Just as Hart did against the Canadiens, Price in the spring of 2008 excelled in his first playoff series, against the Boston Bruins. He was a rookie then, the phenom on the rise. He was the primary reason to think his team could win the Stanley Cup. Montreal was the No. 1 seed in the Eastern Conference, and Price made 25 saves in a Game 7 shutout, finishing the series with a .925 save percentage, shutting down his team’s fiercest rival, allowing the Canadiens to advance to the second round. There, they met … the Flyers. There, the pressure and expectations intensified. And there, Price’s postseason fell apart.

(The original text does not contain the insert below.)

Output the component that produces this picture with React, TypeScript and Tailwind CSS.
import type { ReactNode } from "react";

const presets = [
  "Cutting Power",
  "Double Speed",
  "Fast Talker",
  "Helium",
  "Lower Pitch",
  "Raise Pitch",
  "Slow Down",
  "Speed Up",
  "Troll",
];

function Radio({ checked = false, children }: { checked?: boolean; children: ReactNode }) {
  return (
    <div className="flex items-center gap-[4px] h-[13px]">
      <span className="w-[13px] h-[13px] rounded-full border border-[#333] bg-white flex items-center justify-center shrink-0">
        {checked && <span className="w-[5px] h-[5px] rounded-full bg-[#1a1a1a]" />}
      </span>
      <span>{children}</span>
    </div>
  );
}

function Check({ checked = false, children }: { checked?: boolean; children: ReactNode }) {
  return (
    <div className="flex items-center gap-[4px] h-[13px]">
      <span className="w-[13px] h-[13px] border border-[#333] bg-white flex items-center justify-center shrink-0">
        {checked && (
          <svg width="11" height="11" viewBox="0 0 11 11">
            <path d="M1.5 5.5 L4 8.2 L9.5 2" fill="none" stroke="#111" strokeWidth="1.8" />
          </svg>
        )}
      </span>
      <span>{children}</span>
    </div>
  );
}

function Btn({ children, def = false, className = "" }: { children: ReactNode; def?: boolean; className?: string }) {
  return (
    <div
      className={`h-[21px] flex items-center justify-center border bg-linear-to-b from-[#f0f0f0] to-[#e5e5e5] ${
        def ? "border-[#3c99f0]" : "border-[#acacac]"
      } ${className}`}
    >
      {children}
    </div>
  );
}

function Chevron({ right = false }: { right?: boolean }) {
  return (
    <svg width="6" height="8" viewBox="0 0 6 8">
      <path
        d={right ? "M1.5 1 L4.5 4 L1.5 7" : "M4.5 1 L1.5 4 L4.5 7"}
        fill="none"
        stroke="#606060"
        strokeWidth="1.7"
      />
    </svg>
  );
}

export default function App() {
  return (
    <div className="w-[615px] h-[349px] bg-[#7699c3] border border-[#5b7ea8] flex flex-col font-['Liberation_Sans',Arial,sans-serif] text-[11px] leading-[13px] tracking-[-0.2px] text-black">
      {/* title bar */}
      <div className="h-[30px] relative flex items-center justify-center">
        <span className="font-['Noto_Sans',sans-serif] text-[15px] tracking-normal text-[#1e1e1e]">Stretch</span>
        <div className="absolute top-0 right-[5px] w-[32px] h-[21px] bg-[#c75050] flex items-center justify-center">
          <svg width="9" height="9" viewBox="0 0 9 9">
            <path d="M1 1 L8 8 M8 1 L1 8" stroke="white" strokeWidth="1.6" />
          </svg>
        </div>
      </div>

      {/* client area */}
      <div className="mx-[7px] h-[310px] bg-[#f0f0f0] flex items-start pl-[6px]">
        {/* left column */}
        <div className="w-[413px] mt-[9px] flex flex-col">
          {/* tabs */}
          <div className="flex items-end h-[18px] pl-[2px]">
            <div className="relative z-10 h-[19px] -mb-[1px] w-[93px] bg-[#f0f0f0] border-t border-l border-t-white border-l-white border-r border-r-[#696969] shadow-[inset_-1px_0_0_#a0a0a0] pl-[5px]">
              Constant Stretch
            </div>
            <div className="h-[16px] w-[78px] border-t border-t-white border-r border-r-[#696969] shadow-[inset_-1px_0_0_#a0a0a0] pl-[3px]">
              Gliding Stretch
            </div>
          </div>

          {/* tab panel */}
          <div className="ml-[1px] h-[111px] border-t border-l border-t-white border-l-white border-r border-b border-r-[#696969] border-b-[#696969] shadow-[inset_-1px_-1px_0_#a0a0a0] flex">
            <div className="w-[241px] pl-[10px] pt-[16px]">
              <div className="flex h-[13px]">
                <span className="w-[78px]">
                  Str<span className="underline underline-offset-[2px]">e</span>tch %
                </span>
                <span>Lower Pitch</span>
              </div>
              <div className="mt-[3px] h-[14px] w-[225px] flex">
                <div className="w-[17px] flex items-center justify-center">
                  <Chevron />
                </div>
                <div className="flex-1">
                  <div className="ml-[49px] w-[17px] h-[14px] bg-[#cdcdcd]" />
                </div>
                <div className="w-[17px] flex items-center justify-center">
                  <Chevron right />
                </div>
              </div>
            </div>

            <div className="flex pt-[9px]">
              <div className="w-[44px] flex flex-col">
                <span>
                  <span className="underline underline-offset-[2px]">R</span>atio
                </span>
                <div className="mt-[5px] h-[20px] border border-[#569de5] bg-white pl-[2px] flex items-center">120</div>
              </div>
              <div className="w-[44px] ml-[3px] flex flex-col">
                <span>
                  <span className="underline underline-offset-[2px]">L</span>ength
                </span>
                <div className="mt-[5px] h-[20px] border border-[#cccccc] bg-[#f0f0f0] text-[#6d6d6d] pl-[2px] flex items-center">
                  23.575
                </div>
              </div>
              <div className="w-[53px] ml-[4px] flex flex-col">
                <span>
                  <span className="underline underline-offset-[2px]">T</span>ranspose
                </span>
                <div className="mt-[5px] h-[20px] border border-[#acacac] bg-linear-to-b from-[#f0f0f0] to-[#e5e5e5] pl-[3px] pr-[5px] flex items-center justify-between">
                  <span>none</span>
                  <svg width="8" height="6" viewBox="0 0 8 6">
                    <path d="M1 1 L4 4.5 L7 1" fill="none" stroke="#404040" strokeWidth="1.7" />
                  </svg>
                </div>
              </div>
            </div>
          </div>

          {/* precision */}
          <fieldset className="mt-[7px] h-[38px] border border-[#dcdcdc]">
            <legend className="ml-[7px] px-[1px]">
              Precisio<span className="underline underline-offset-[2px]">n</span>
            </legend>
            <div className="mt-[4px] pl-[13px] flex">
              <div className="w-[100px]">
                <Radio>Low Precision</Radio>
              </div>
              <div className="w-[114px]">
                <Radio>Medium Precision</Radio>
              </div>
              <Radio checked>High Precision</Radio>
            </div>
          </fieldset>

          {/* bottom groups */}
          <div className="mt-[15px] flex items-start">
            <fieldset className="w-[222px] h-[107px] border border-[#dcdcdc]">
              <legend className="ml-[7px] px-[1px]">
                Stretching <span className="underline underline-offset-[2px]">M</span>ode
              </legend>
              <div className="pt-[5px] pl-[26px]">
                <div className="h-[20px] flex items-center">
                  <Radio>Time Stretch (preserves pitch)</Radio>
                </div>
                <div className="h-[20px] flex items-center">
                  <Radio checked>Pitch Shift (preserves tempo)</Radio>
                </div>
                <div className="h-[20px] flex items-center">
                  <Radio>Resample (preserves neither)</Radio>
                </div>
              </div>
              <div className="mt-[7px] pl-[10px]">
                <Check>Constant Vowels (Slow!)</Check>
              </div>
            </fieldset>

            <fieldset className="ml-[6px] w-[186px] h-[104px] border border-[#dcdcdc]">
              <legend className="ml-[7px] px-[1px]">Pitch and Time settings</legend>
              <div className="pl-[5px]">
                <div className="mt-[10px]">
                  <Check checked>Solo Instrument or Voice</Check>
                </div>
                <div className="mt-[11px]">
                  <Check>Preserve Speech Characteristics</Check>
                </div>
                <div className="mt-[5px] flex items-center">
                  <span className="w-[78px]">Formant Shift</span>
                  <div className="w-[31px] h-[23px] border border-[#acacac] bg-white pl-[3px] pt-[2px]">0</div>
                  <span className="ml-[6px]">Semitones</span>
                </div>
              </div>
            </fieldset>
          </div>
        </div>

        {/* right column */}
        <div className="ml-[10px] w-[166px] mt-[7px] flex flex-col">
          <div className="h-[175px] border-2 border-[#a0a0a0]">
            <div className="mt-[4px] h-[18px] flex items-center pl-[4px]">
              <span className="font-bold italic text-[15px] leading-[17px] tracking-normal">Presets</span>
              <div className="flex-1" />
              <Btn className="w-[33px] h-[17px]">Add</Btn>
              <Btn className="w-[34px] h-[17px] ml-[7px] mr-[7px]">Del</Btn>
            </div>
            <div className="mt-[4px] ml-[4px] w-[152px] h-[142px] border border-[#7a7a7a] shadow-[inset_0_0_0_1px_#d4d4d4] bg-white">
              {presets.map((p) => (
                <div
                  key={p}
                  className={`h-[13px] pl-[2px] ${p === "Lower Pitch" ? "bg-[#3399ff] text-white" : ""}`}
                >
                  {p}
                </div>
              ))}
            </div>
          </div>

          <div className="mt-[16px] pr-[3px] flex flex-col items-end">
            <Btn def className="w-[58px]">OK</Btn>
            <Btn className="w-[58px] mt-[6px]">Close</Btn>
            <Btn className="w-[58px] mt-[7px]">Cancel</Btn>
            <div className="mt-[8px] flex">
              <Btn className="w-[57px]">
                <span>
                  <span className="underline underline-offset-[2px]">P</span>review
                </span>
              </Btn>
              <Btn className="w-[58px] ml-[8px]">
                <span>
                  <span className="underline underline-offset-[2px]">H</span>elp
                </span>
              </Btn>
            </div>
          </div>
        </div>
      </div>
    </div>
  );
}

Over the first three games of the series, Price surrendered 10 goals on 68 shots – a ghastly .853 save percentage – and each goal seemed more preventable than the last. R.J. Umberger from 35 feet, Umberger again after Price went on a squirrely chase for a loose puck, Scotty Upshall with a 25-foot wrist shot, Mike Richards with a 35-foot wrist shot. Price was 20 years old, and he appeared to be carrying the weight of the world in his catching glove. Canadiens coach Guy Carbonneau benched Price for Game 4, replacing him with Jaroslav Halak. The Flyers won anyway, 4-2. Carbonneau went back to Price for Game 5, and the Flyers torched him for five goals and ended the series.
None of that history means that Hart is bound to play as poorly in the second round as Price did back then. Hart has as accomplished a resume as a goaltender his age can have. In junior, he was the Canadian Hockey League’s best goalie one year, the Western Hockey League’s best goalie the next, and he won a gold medal with Canada in the 2018 world championships. Once the Flyers called him up late in 2018, his presence has stabilized a position that had bedeviled them for more than three decades.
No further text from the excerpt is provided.